> Goal
Your copy of the material below should match it exactly, except that it holds no pictures.

> Supplied material
start

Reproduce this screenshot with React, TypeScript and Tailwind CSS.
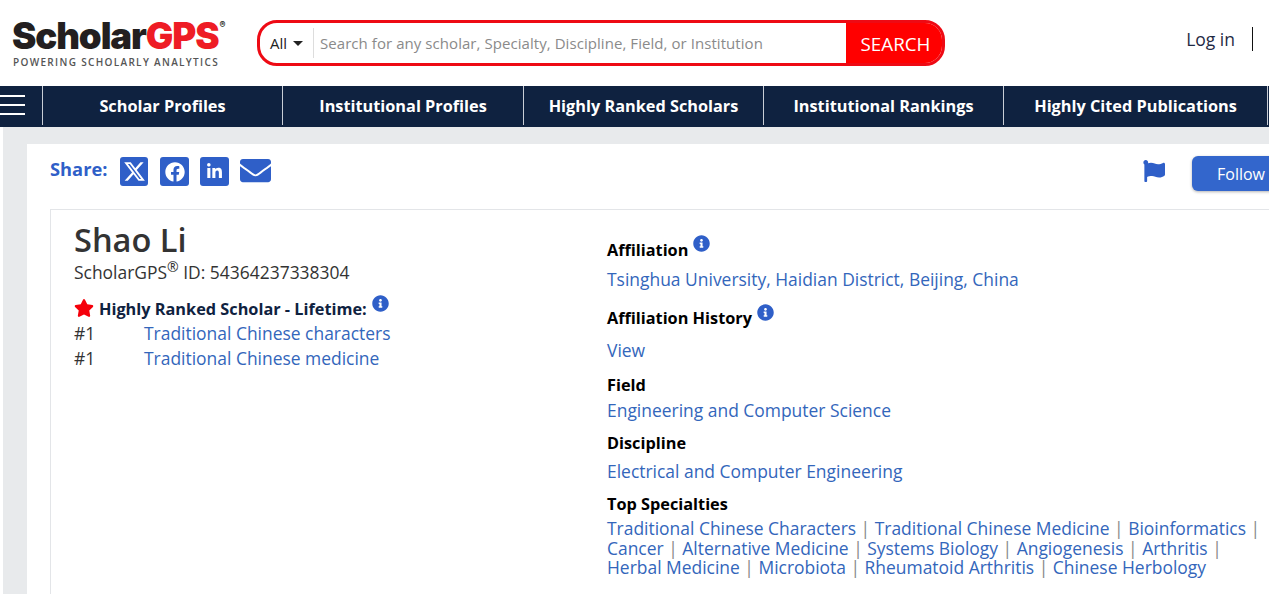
import { Fragment } from 'react'
import { FaFacebook, FaLinkedinIn, FaEnvelope, FaFlag, FaStar, FaInfoCircle } from 'react-icons/fa'
import { FaXTwitter } from 'react-icons/fa6'

const specialtyLines = [
    ['Traditional Chinese Characters', 'Traditional Chinese Medicine', 'Bioinformatics'],
    ['Cancer', 'Alternative Medicine', 'Systems Biology', 'Angiogenesis', 'Arthritis'],
    ['Herbal Medicine', 'Microbiota', 'Rheumatoid Arthritis', 'Chinese Herbology'],
]

function Info() {
    return <FaInfoCircle className="w-[17px] h-[17px] text-[#2f5fc8]" />
}

function NavItem({ label, width }: { label: string; width: string }) {
    return (
        <div className={`${width} shrink-0 border-r border-[#c9ced6] mb-[2px] pt-[2px] flex items-center justify-center text-white font-bold text-[16.3px]`}>
            {label}
        </div>
    )
}

export default function App() {
    return (
        <div className="w-[1269px] h-[594px] overflow-hidden bg-white font-['Open_Sans',sans-serif] text-[#333]">
            <header className="h-[86px] flex items-center">
                <div className="w-[257px] pl-3 shrink-0">
                    <div className="flex items-start font-['Inter',sans-serif] font-black text-[36.6px] leading-[36px] tracking-[-1.1px] text-[#231f20]">
                        Scholar<span className="text-[#ee1c25]">GPS</span>
                        <span className="text-[9px] leading-[10px] font-bold ml-[1px] mt-[2px] tracking-normal">®</span>
                    </div>
                    <div className="font-semibold text-[10px] leading-[12px] tracking-[1.33px] text-[#555] mt-[2px] pl-[1px]">POWERING SCHOLARLY ANALYTICS</div>
                </div>
                <div className="w-[688px] h-[46px] -mt-[1px] flex border-[3px] border-[#ee0a14] rounded-[20px] overflow-hidden shrink-0">
                    <div className="w-[53px] pt-[2px] flex items-center pl-[10px] gap-[6px] text-[15px] text-[#222]">
                        All
                        <span className="border-x-[5px] border-x-transparent border-t-[5px] border-t-[#222]"></span>
                    </div>
                    <div className="flex-1 flex items-center border-l border-[#ddd] my-[5px] pl-[6px] pt-[2px] text-[15px] text-[#8a8a8a] tracking-[0.06px]">
                        Search for any scholar, Specialty, Discipline, Field, or Institution
                    </div>
                    <div className="w-[96px] bg-[#ff0000] text-white flex items-center justify-center text-[18.8px] pt-[4px] pl-[3px]">SEARCH</div>
                </div>
                <div className="ml-auto mr-4 -mt-[8px] h-6 pt-[1px] flex items-center border-r border-[#111] pr-[17px] text-[17.5px] text-[#1f2a44]">Log in</div>
            </header>

            <nav className="h-[41px] bg-[#0f2240] flex">
                <div className="w-[43px] shrink-0 border-r border-[#c9ced6] flex flex-col gap-[7px] pt-[9px] mb-[2px]">
                    <div className="w-[25px] h-[2px] bg-white"></div>
                    <div className="w-[25px] h-[2px] bg-white"></div>
                    <div className="w-[25px] h-[2px] bg-white"></div>
                </div>
                <NavItem label="Scholar Profiles" width="w-[240px]" />
                <NavItem label="Institutional Profiles" width="w-[241px]" />
                <NavItem label="Highly Ranked Scholars" width="w-[240px]" />
                <NavItem label="Institutional Rankings" width="w-[240px]" />
                <NavItem label="Highly Cited Publications" width="w-[264px]" />
            </nav>

            <div className="ml-[3px] h-[467px] bg-[#e8eaec] pt-[17px] pl-[24px]">
                <main className="h-full bg-white pl-[23px]">
                    <div className="h-[65px] flex pt-[13px] -mr-[33px]">
                        <span className="text-[18.3px] leading-[24px] font-bold text-[#2f5fc8] mr-[13px]">Share:</span>
                        <div className="w-[28px] h-[29px] bg-[#2f5fc8] rounded-[3px] flex items-center justify-center text-white mr-[12px]">
                            <FaXTwitter className="w-[23px] h-[23px]" />
                        </div>
                        <div className="w-[29px] h-[29px] bg-[#2f5fc8] rounded-[3px] flex items-center justify-center text-white mr-[11px]">
                            <FaFacebook className="w-[20px] h-[20px]" />
                        </div>
                        <div className="w-[29px] h-[29px] bg-[#2f5fc8] rounded-[3px] flex items-center justify-center text-white mr-[11px]">
                            <FaLinkedinIn className="w-[17px] h-[17px]" />
                        </div>
                        <FaEnvelope className="w-[31px] h-[31px] -mt-[2px] text-[#2f5fc8]" />
                        <FaFlag className="ml-auto w-[22px] h-[24px] mt-[2px] text-[#2f5fc8]" />
                        <div className="ml-[27px] mt-[-1px] w-[110px] h-[35px] shrink-0 bg-[#3366cc] rounded-[6px] shadow-[0_1px_3px_rgba(0,0,0,0.3)] text-white text-[16px] pl-[25px] flex items-center">Follow</div>
                    </div>
                    <div className="h-full border-l border-t border-[#e3e5e8] grid grid-cols-[556px_1fr] pl-[23px]">
                        <div>
                            <h1 className="text-[32.6px] leading-[40px] mt-[10px] font-semibold text-[#333]">Shao Li</h1>
                            <div className="text-[17.45px] leading-[23px] mt-[1px] text-[#333]">ScholarGPS<sup className="text-[14px]">®</sup> ID: 54364237338304</div>
                            <div className="flex items-start mt-[13px] text-[16.3px] leading-[24px] font-bold text-[#0f2240]">
                                <FaStar className="w-[20px] h-[20px] text-[#f5000b] mr-[5px] mt-[1px]" />
                                Highly Ranked Scholar - Lifetime:
                                <span className="ml-[5px] -mt-[2px]"><Info /></span>
                            </div>
                            <div className="flex text-[17.45px] leading-[25px]">
                                <span className="w-[70px]">#1</span>
                                <span className="text-[#3366bb]">Traditional Chinese characters</span>
                            </div>
                            <div className="flex text-[17.45px] leading-[25px]">
                                <span className="w-[70px]">#1</span>
                                <span className="text-[#3366bb]">Traditional Chinese medicine</span>
                            </div>
                        </div>
                        <div className="-ml-[23px] pt-[27px] text-[17.45px] text-[#3366bb]">
                            <div className="flex items-start text-[16.3px] leading-[26px] font-bold text-black">
                                Affiliation<span className="ml-[5px] -mt-[2px]"><Info /></span>
                            </div>
                            <div className="leading-[30px] mt-[1px]">Tsinghua University, Haidian District, Beijing, China</div>
                            <div className="flex items-start text-[16.3px] leading-[26px] font-bold text-black mt-[11px]">
                                Affiliation History<span className="ml-[5px] -mt-[1px]"><Info /></span>
                            </div>
                            <div className="leading-[30px] mt-[4px]">View</div>
                            <div className="text-[16.3px] leading-[26px] font-bold text-black mt-[7px]">Field</div>
                            <div className="leading-[28px] -mt-[2px]">Engineering and Computer Science</div>
                            <div className="text-[16.3px] leading-[26px] font-bold text-black mt-[6px]">Discipline</div>
                            <div className="leading-[28px] mt-[1px]">Electrical and Computer Engineering</div>
                            <div className="text-[16.3px] leading-[26px] font-bold text-black mt-[6px]">Top Specialties</div>
                            <div className="leading-[19.5px] mt-[2px]">
                                {specialtyLines.map((line, i) => (
                                    <div key={i} className="flex whitespace-nowrap">
                                        {line.map((s, j) => (
                                            <Fragment key={s}>
                                                <span>{s}</span>
                                                {(j < line.length - 1 || i < 2) && <span className="text-[#888] mx-[4.5px]">|</span>}
                                            </Fragment>
                                        ))}
                                    </div>
                                ))}
                            </div>
                        </div>
                    </div>
                </main>
            </div>
        </div>
    )
}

end

> Correct output
Reproduce this screenshot with React, TypeScript and Tailwind CSS.
import { Fragment } from 'react'
import { FaFacebook, FaLinkedinIn, FaEnvelope, FaFlag, FaStar, FaInfoCircle } from 'react-icons/fa'
import { FaXTwitter } from 'react-icons/fa6'

const specialtyLines = [
    ['Traditional Chinese Characters', 'Traditional Chinese Medicine', 'Bioinformatics'],
    ['Cancer', 'Alternative Medicine', 'Systems Biology', 'Angiogenesis', 'Arthritis'],
    ['Herbal Medicine', 'Microbiota', 'Rheumatoid Arthritis', 'Chinese Herbology'],
]

function Info() {
    return <FaInfoCircle className="w-[17px] h-[17px] text-[#2f5fc8]" />
}

function NavItem({ label, width }: { label: string; width: string }) {
    return (
        <div className={`${width} shrink-0 border-r border-[#c9ced6] mb-[2px] pt-[2px] flex items-center justify-center text-white font-bold text-[16.3px]`}>
            {label}
        </div>
    )
}

export default function App() {
    return (
        <div className="w-[1269px] h-[594px] overflow-hidden bg-white font-['Open_Sans',sans-serif] text-[#333]">
            <header className="h-[86px] flex items-center">
                <div className="w-[257px] pl-3 shrink-0">
                    <div className="flex items-start font-['Inter',sans-serif] font-black text-[36.6px] leading-[36px] tracking-[-1.1px] text-[#231f20]">
                        Scholar<span className="text-[#ee1c25]">GPS</span>
                        <span className="text-[9px] leading-[10px] font-bold ml-[1px] mt-[2px] tracking-normal">®</span>
                    </div>
                    <div className="font-semibold text-[10px] leading-[12px] tracking-[1.33px] text-[#555] mt-[2px] pl-[1px]">POWERING SCHOLARLY ANALYTICS</div>
                </div>
                <div className="w-[688px] h-[46px] -mt-[1px] flex border-[3px] border-[#ee0a14] rounded-[20px] overflow-hidden shrink-0">
                    <div className="w-[53px] pt-[2px] flex items-center pl-[10px] gap-[6px] text-[15px] text-[#222]">
                        All
                        <span className="border-x-[5px] border-x-transparent border-t-[5px] border-t-[#222]"></span>
                    </div>
                    <div className="flex-1 flex items-center border-l border-[#ddd] my-[5px] pl-[6px] pt-[2px] text-[15px] text-[#8a8a8a] tracking-[0.06px]">
                        Search for any scholar, Specialty, Discipline, Field, or Institution
                    </div>
                    <div className="w-[96px] bg-[#ff0000] text-white flex items-center justify-center text-[18.8px] pt-[4px] pl-[3px]">SEARCH</div>
                </div>
                <div className="ml-auto mr-4 -mt-[8px] h-6 pt-[1px] flex items-center border-r border-[#111] pr-[17px] text-[17.5px] text-[#1f2a44]">Log in</div>
            </header>

            <nav className="h-[41px] bg-[#0f2240] flex">
                <div className="w-[43px] shrink-0 border-r border-[#c9ced6] flex flex-col gap-[7px] pt-[9px] mb-[2px]">
                    <div className="w-[25px] h-[2px] bg-white"></div>
                    <div className="w-[25px] h-[2px] bg-white"></div>
                    <div className="w-[25px] h-[2px] bg-white"></div>
                </div>
                <NavItem label="Scholar Profiles" width="w-[240px]" />
                <NavItem label="Institutional Profiles" width="w-[241px]" />
                <NavItem label="Highly Ranked Scholars" width="w-[240px]" />
                <NavItem label="Institutional Rankings" width="w-[240px]" />
                <NavItem label="Highly Cited Publications" width="w-[264px]" />
            </nav>

            <div className="ml-[3px] h-[467px] bg-[#e8eaec] pt-[17px] pl-[24px]">
                <main className="h-full bg-white pl-[23px]">
                    <div className="h-[65px] flex pt-[13px] -mr-[33px]">
                        <span className="text-[18.3px] leading-[24px] font-bold text-[#2f5fc8] mr-[13px]">Share:</span>
                        <div className="w-[28px] h-[29px] bg-[#2f5fc8] rounded-[3px] flex items-center justify-center text-white mr-[12px]">
                            <FaXTwitter className="w-[23px] h-[23px]" />
                        </div>
                        <div className="w-[29px] h-[29px] bg-[#2f5fc8] rounded-[3px] flex items-center justify-center text-white mr-[11px]">
                            <FaFacebook className="w-[20px] h-[20px]" />
                        </div>
                        <div className="w-[29px] h-[29px] bg-[#2f5fc8] rounded-[3px] flex items-center justify-center text-white mr-[11px]">
                            <FaLinkedinIn className="w-[17px] h-[17px]" />
                        </div>
                        <FaEnvelope className="w-[31px] h-[31px] -mt-[2px] text-[#2f5fc8]" />
                        <FaFlag className="ml-auto w-[22px] h-[24px] mt-[2px] text-[#2f5fc8]" />
                        <div className="ml-[27px] mt-[-1px] w-[110px] h-[35px] shrink-0 bg-[#3366cc] rounded-[6px] shadow-[0_1px_3px_rgba(0,0,0,0.3)] text-white text-[16px] pl-[25px] flex items-center">Follow</div>
                    </div>
                    <div className="h-full border-l border-t border-[#e3e5e8] grid grid-cols-[556px_1fr] pl-[23px]">
                        <div>
                            <h1 className="text-[32.6px] leading-[40px] mt-[10px] font-semibold text-[#333]">Shao Li</h1>
                            <div className="text-[17.45px] leading-[23px] mt-[1px] text-[#333]">ScholarGPS<sup className="text-[14px]">®</sup> ID: 54364237338304</div>
                            <div className="flex items-start mt-[13px] text-[16.3px] leading-[24px] font-bold text-[#0f2240]">
                                <FaStar className="w-[20px] h-[20px] text-[#f5000b] mr-[5px] mt-[1px]" />
                                Highly Ranked Scholar - Lifetime:
                                <span className="ml-[5px] -mt-[2px]"><Info /></span>
                            </div>
                            <div className="flex text-[17.45px] leading-[25px]">
                                <span className="w-[70px]">#1</span>
                                <span className="text-[#3366bb]">Traditional Chinese characters</span>
                            </div>
                            <div className="flex text-[17.45px] leading-[25px]">
                                <span className="w-[70px]">#1</span>
                                <span className="text-[#3366bb]">Traditional Chinese medicine</span>
                            </div>
                        </div>
                        <div className="-ml-[23px] pt-[27px] text-[17.45px] text-[#3366bb]">
                            <div className="flex items-start text-[16.3px] leading-[26px] font-bold text-black">
                                Affiliation<span className="ml-[5px] -mt-[2px]"><Info /></span>
                            </div>
                            <div className="leading-[30px] mt-[1px]">Tsinghua University, Haidian District, Beijing, China</div>
                            <div className="flex items-start text-[16.3px] leading-[26px] font-bold text-black mt-[11px]">
                                Affiliation History<span className="ml-[5px] -mt-[1px]"><Info /></span>
                            </div>
                            <div className="leading-[30px] mt-[4px]">View</div>
                            <div className="text-[16.3px] leading-[26px] font-bold text-black mt-[7px]">Field</div>
                            <div className="leading-[28px] -mt-[2px]">Engineering and Computer Science</div>
                            <div className="text-[16.3px] leading-[26px] font-bold text-black mt-[6px]">Discipline</div>
                            <div className="leading-[28px] mt-[1px]">Electrical and Computer Engineering</div>
                            <div className="text-[16.3px] leading-[26px] font-bold text-black mt-[6px]">Top Specialties</div>
                            <div className="leading-[19.5px] mt-[2px]">
                                {specialtyLines.map((line, i) => (
                                    <div key={i} className="flex whitespace-nowrap">
                                        {line.map((s, j) => (
                                            <Fragment key={s}>
                                                <span>{s}</span>
                                                {(j < line.length - 1 || i < 2) && <span className="text-[#888] mx-[4.5px]">|</span>}
                                            </Fragment>
                                        ))}
                                    </div>
                                ))}
                            </div>
                        </div>
                    </div>
                </main>
            </div>
        </div>
    )
}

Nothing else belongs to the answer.